-- begin --

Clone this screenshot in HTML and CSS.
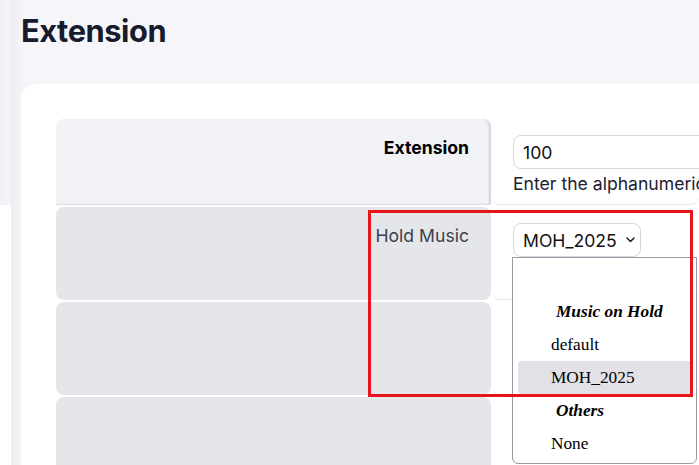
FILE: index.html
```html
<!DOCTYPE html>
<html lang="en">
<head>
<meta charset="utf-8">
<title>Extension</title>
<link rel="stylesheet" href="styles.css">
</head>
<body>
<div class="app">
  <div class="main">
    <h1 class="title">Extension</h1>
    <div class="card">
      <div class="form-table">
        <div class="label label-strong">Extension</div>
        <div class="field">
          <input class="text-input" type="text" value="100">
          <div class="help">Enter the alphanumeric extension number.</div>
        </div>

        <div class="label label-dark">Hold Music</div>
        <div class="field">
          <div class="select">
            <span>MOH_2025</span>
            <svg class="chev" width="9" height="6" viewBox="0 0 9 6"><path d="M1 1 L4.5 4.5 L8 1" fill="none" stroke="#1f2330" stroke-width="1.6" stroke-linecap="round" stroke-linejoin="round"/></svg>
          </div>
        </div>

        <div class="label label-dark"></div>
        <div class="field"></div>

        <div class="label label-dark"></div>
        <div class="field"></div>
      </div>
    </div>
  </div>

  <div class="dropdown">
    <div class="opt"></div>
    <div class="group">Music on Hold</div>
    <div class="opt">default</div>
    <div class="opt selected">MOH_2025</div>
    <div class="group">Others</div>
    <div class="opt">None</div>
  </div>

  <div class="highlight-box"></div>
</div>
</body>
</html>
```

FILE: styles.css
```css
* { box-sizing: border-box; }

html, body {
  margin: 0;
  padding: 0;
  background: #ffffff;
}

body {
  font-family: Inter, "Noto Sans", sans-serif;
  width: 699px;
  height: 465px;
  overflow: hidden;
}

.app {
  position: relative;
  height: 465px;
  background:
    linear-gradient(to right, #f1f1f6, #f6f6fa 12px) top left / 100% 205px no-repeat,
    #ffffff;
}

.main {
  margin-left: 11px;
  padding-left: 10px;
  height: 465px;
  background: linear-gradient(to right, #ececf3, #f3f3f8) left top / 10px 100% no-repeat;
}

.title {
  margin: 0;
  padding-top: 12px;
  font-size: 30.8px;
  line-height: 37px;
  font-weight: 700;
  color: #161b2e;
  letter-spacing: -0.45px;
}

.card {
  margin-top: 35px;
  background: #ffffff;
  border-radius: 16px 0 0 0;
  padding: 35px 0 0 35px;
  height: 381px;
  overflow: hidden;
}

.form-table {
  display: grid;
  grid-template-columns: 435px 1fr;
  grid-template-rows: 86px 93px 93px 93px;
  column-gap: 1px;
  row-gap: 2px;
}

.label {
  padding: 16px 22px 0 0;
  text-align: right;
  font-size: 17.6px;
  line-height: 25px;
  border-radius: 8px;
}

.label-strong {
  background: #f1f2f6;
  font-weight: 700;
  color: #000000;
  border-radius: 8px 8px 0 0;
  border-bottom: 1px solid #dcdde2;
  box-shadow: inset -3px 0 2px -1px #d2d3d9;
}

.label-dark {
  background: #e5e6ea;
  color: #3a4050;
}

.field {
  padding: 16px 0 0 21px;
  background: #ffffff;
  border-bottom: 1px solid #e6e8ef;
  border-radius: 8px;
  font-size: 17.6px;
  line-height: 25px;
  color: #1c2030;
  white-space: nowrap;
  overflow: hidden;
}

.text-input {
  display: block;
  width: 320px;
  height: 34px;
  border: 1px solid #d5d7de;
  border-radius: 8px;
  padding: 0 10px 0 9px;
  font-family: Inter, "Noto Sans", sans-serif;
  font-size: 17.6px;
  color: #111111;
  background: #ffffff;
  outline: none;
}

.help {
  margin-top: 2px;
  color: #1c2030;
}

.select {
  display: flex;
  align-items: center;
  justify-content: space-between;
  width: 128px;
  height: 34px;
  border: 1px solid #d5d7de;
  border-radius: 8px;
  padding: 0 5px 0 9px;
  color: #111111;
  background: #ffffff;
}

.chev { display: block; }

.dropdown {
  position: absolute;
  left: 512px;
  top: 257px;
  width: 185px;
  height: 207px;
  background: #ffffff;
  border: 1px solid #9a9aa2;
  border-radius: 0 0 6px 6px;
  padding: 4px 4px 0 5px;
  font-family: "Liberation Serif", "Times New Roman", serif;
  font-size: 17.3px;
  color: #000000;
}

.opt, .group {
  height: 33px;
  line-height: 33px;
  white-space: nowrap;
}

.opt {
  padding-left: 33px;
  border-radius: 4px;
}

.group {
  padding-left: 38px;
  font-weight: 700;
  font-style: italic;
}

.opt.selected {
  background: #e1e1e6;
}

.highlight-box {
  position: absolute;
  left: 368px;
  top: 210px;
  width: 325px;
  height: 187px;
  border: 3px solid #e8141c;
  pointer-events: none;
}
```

-- end --

> _Stated exercise_:
Without the pictures, write out all of the material exactly.

> _Full solution_:
Clone this screenshot in HTML and CSS.
FILE: index.html
```html
<!DOCTYPE html>
<html lang="en">
<head>
<meta charset="utf-8">
<title>Extension</title>
<link rel="stylesheet" href="styles.css">
</head>
<body>
<div class="app">
  <div class="main">
    <h1 class="title">Extension</h1>
    <div class="card">
      <div class="form-table">
        <div class="label label-strong">Extension</div>
        <div class="field">
          <input class="text-input" type="text" value="100">
          <div class="help">Enter the alphanumeric extension number.</div>
        </div>

        <div class="label label-dark">Hold Music</div>
        <div class="field">
          <div class="select">
            <span>MOH_2025</span>
            <svg class="chev" width="9" height="6" viewBox="0 0 9 6"><path d="M1 1 L4.5 4.5 L8 1" fill="none" stroke="#1f2330" stroke-width="1.6" stroke-linecap="round" stroke-linejoin="round"/></svg>
          </div>
        </div>

        <div class="label label-dark"></div>
        <div class="field"></div>

        <div class="label label-dark"></div>
        <div class="field"></div>
      </div>
    </div>
  </div>

  <div class="dropdown">
    <div class="opt"></div>
    <div class="group">Music on Hold</div>
    <div class="opt">default</div>
    <div class="opt selected">MOH_2025</div>
    <div class="group">Others</div>
    <div class="opt">None</div>
  </div>

  <div class="highlight-box"></div>
</div>
</body>
</html>
```

FILE: styles.css
```css
* { box-sizing: border-box; }

html, body {
  margin: 0;
  padding: 0;
  background: #ffffff;
}

body {
  font-family: Inter, "Noto Sans", sans-serif;
  width: 699px;
  height: 465px;
  overflow: hidden;
}

.app {
  position: relative;
  height: 465px;
  background:
    linear-gradient(to right, #f1f1f6, #f6f6fa 12px) top left / 100% 205px no-repeat,
    #ffffff;
}

.main {
  margin-left: 11px;
  padding-left: 10px;
  height: 465px;
  background: linear-gradient(to right, #ececf3, #f3f3f8) left top / 10px 100% no-repeat;
}

.title {
  margin: 0;
  padding-top: 12px;
  font-size: 30.8px;
  line-height: 37px;
  font-weight: 700;
  color: #161b2e;
  letter-spacing: -0.45px;
}

.card {
  margin-top: 35px;
  background: #ffffff;
  border-radius: 16px 0 0 0;
  padding: 35px 0 0 35px;
  height: 381px;
  overflow: hidden;
}

.form-table {
  display: grid;
  grid-template-columns: 435px 1fr;
  grid-template-rows: 86px 93px 93px 93px;
  column-gap: 1px;
  row-gap: 2px;
}

.label {
  padding: 16px 22px 0 0;
  text-align: right;
  font-size: 17.6px;
  line-height: 25px;
  border-radius: 8px;
}

.label-strong {
  background: #f1f2f6;
  font-weight: 700;
  color: #000000;
  border-radius: 8px 8px 0 0;
  border-bottom: 1px solid #dcdde2;
  box-shadow: inset -3px 0 2px -1px #d2d3d9;
}

.label-dark {
  background: #e5e6ea;
  color: #3a4050;
}

.field {
  padding: 16px 0 0 21px;
  background: #ffffff;
  border-bottom: 1px solid #e6e8ef;
  border-radius: 8px;
  font-size: 17.6px;
  line-height: 25px;
  color: #1c2030;
  white-space: nowrap;
  overflow: hidden;
}

.text-input {
  display: block;
  width: 320px;
  height: 34px;
  border: 1px solid #d5d7de;
  border-radius: 8px;
  padding: 0 10px 0 9px;
  font-family: Inter, "Noto Sans", sans-serif;
  font-size: 17.6px;
  color: #111111;
  background: #ffffff;
  outline: none;
}

.help {
  margin-top: 2px;
  color: #1c2030;
}

.select {
  display: flex;
  align-items: center;
  justify-content: space-between;
  width: 128px;
  height: 34px;
  border: 1px solid #d5d7de;
  border-radius: 8px;
  padding: 0 5px 0 9px;
  color: #111111;
  background: #ffffff;
}

.chev { display: block; }

.dropdown {
  position: absolute;
  left: 512px;
  top: 257px;
  width: 185px;
  height: 207px;
  background: #ffffff;
  border: 1px solid #9a9aa2;
  border-radius: 0 0 6px 6px;
  padding: 4px 4px 0 5px;
  font-family: "Liberation Serif", "Times New Roman", serif;
  font-size: 17.3px;
  color: #000000;
}

.opt, .group {
  height: 33px;
  line-height: 33px;
  white-space: nowrap;
}

.opt {
  padding-left: 33px;
  border-radius: 4px;
}

.group {
  padding-left: 38px;
  font-weight: 700;
  font-style: italic;
}

.opt.selected {
  background: #e1e1e6;
}

.highlight-box {
  position: absolute;
  left: 368px;
  top: 210px;
  width: 325px;
  height: 187px;
  border: 3px solid #e8141c;
  pointer-events: none;
}
```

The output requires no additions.